Replacing Lower Ball Joint On EF Civic


Due to the amount of work involved in ball joint replacement, reusing ball joints does not make much sense. As of this writing, new ball joints are available from local parts stores for $35 and for even less on Rock Auto.

At the same time, ball joints are often replaced because their boot gets torn. If you want to change the ball joint but the boot looks good, by all means keep the boot.

If you are keeping the boot, start by carefully examining how the boot is held on the ball joint. Usually there is either a wire going around the boot or a clamp of some kind. Carefully cut the wire or open the clamp and slide the boot off the ball joint.

If you are not keeping the boot, cut the boot off together with its retaining mechanism.

Next, remove a snap ring on the bottom of the ball joint (just under the knuckle when the knuckle is mounted on the car). The snap ring may be difficult to see under the grease and dirt that is often found on old ball joints, hence here is a photo of a snap ring on a new ball joint:

An excellent tool for removing snap rings is GearWrench 2012D / KD Tools 2012D. As of this writing it can be found online for about $45, and is worth all of that.

Lower ball joint replacement on 88-91 EF Civics is tricky because the top of the ball joint seat is not flat:

The outer half of the part of the knuckle around the ball joint is flat but the inner half blends into the rest of the knuckle. The result is that there is no way to fit a socket or a pipe over the top of the ball joint.

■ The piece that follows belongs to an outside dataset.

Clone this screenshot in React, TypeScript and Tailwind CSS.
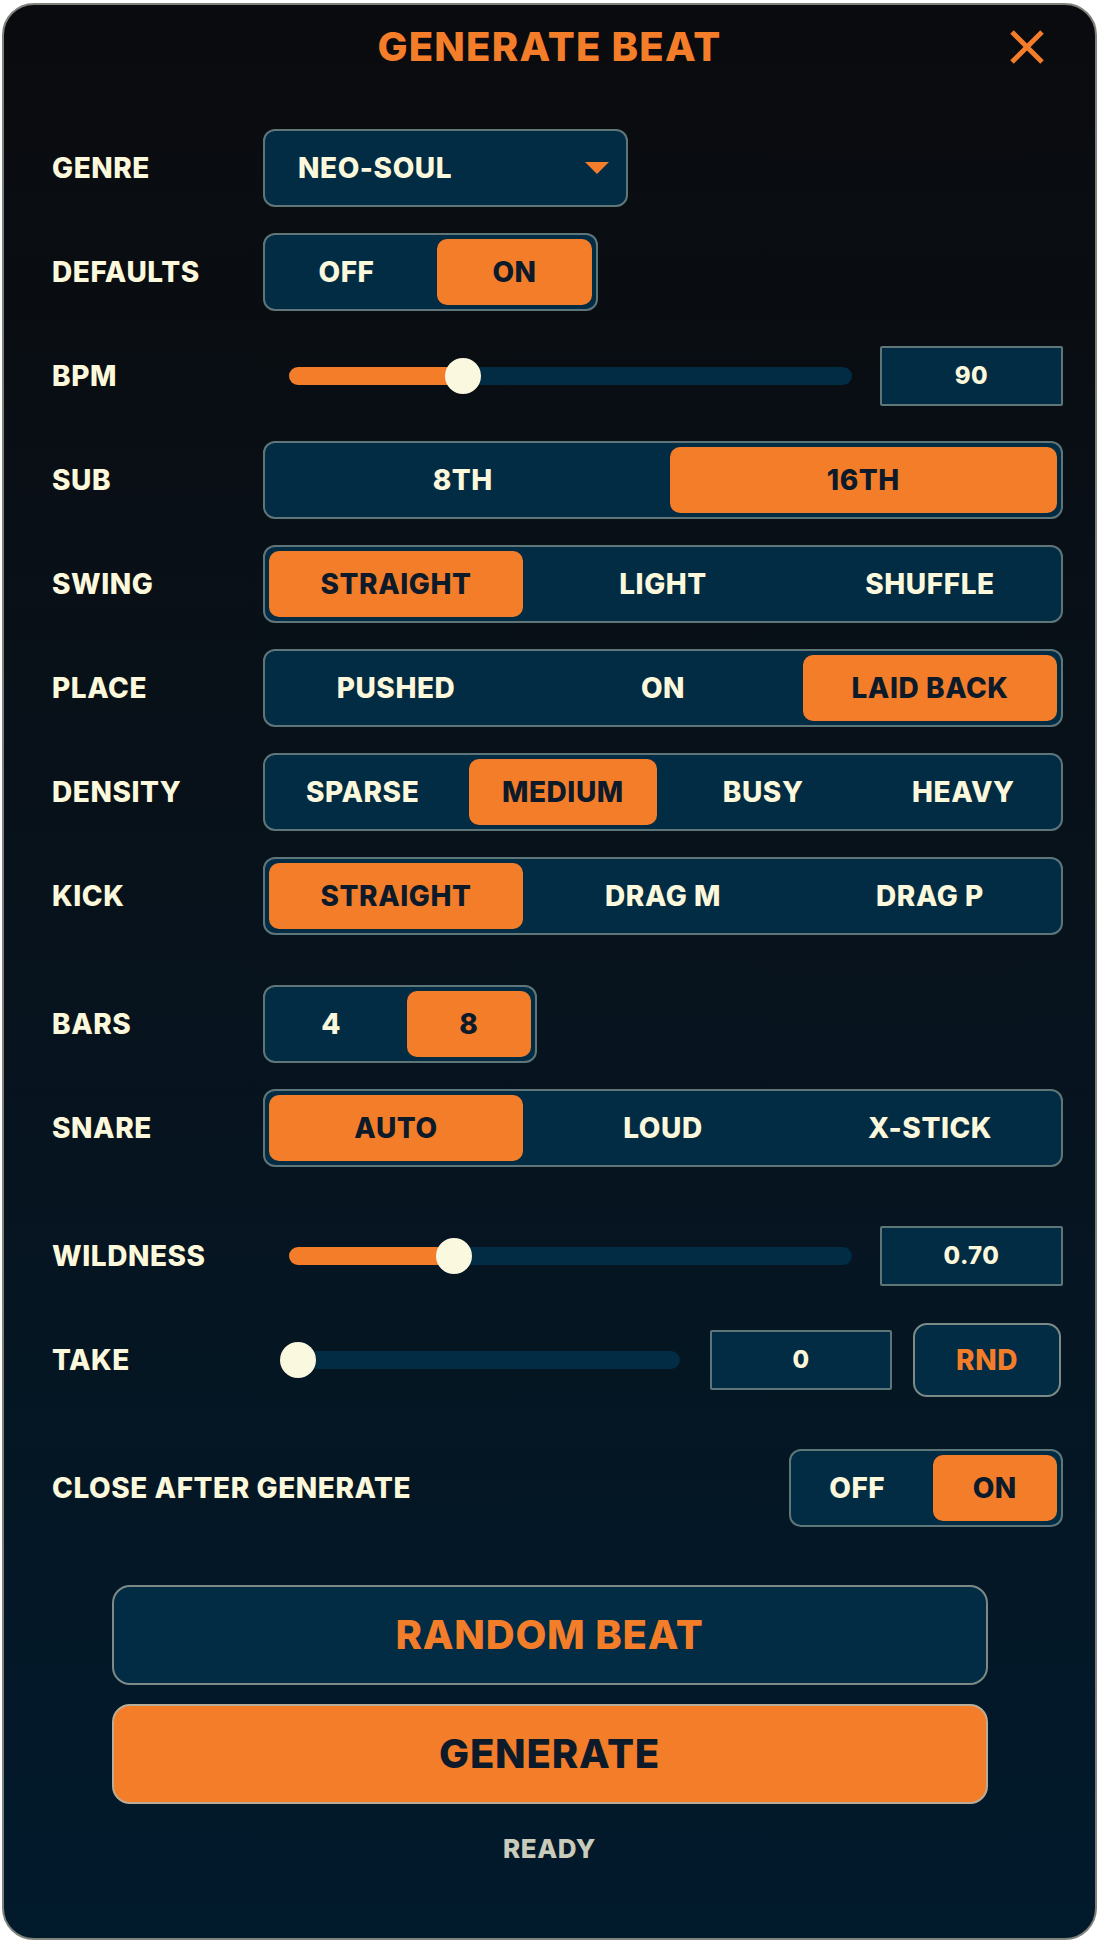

Parts stores offer a ball joint service kit but because it uses pipes it cannot be used with EF Civic spindles.

I succeeded in pressing one ball joint out with a ball joint separator tool which looks like this:

Harbor Freight sells one like this, and there is also an adjustable version. Mine is a non-adjustable separator that was purchased at Advance Auto.

Put the base of the tool over the top of the spindle where the ball joint seats like this:

And the pivoting end over the bottom of the ball joint like this:

Then press the ball joint out, repositioning the tool around the ball joint to hopefully get an even press.

While I removed the ball joint without damage to the knuckle, the ball joint surface was somewhat mutilated by the tool. The other ball joint fared worse with several pieces breaking off of it. As I was not going to keep the old ball joints, I was not worried about damaging them.


When I tried following the same procedure on the other side, the ball joint was not budging. There was dirt in the ball joint where grease is supposed to be and also on the top of the ball joint around the seat area which can be cleaned out with a pick:

Even then the ball joint refused to move. After messing with it for half an hour I took a 4 lb mallet and hammered it out. Hit the base of the ball joint, not the stud:


For installation I used a ball joint master service set (Powerbuilt kit #72, part #940579) loaned from Advance Auto. While this tool does not help with ball joint removal, it makes installation a snap.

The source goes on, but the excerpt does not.